## EXERCISE
Count the lines below that contain the word "full" and give only the number.

## DATASET CONTENT
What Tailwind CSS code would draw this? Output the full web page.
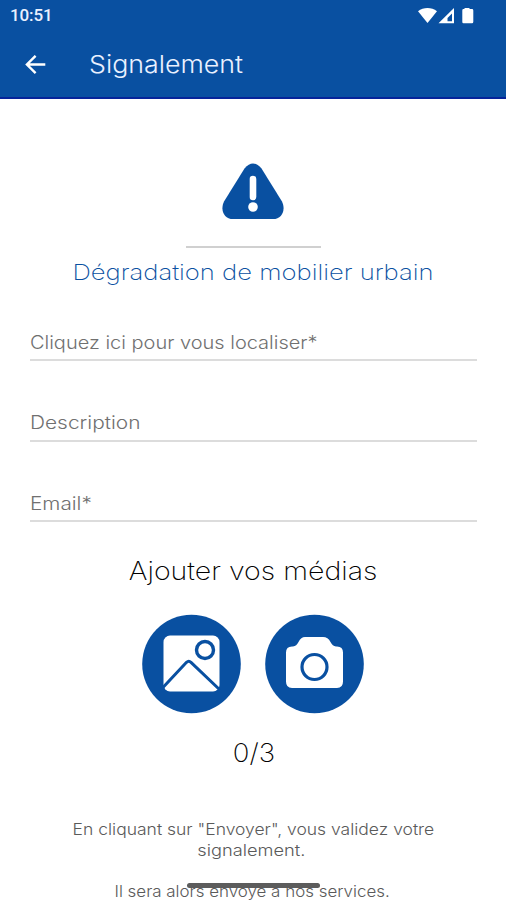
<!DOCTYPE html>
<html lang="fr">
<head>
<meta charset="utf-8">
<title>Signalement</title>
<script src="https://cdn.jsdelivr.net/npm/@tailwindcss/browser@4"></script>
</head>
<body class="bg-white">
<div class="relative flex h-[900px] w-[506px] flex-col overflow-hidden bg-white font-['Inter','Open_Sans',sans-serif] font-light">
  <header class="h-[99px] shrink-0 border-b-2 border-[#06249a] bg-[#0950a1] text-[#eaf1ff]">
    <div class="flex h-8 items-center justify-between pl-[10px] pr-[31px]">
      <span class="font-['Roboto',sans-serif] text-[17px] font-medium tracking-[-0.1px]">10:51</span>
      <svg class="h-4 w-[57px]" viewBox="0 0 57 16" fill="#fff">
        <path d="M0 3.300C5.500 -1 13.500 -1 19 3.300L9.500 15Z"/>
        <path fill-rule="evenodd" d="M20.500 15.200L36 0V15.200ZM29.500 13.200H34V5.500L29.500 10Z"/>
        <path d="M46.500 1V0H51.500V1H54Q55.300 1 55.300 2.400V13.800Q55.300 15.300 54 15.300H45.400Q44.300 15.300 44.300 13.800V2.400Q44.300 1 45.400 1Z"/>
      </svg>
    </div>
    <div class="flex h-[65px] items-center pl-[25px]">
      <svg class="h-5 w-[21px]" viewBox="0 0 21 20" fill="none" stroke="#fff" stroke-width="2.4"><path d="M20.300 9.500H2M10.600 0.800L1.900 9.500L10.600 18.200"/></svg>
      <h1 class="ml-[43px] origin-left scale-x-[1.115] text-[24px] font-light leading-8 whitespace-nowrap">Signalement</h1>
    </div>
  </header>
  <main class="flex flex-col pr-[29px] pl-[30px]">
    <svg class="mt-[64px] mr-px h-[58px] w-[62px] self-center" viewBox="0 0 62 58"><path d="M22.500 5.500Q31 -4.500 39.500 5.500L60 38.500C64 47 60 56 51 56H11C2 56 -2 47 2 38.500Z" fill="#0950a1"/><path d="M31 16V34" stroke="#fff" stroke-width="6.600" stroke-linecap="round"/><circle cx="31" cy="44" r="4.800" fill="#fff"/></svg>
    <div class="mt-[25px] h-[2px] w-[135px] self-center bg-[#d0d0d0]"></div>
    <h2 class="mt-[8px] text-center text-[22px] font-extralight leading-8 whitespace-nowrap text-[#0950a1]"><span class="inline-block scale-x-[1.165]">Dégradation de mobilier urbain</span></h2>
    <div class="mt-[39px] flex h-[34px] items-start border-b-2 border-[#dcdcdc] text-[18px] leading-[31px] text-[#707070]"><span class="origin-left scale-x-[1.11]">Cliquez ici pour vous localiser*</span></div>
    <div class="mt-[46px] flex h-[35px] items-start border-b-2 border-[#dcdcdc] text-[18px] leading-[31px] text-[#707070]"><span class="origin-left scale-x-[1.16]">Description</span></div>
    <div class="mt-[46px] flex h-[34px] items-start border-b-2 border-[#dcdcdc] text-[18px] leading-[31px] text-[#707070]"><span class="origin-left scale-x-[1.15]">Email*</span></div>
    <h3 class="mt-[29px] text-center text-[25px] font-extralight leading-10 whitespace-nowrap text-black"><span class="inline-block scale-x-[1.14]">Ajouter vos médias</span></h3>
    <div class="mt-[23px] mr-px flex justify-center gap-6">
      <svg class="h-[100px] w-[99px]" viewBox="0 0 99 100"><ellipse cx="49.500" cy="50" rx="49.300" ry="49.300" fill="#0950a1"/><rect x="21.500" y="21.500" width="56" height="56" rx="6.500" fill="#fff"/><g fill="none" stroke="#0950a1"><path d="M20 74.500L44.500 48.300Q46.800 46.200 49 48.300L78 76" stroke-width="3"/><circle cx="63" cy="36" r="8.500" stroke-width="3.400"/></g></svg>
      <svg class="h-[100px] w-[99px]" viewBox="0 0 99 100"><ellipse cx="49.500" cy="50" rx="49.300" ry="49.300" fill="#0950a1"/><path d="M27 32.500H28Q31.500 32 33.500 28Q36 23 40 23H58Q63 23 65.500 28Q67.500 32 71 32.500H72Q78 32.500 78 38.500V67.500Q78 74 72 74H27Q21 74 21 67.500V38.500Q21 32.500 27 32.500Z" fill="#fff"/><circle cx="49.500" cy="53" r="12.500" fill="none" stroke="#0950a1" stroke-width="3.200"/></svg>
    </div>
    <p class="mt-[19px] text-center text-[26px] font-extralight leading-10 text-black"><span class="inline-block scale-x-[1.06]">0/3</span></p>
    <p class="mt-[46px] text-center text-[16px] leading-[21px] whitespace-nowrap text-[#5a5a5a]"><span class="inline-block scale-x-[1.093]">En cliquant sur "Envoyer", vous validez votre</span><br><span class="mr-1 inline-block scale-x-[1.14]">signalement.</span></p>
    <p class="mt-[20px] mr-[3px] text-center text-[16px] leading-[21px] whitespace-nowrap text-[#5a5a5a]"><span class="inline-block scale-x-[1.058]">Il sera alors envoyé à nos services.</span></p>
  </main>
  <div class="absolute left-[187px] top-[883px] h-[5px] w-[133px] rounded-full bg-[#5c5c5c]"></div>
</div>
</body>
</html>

## TASK SOLUTION
2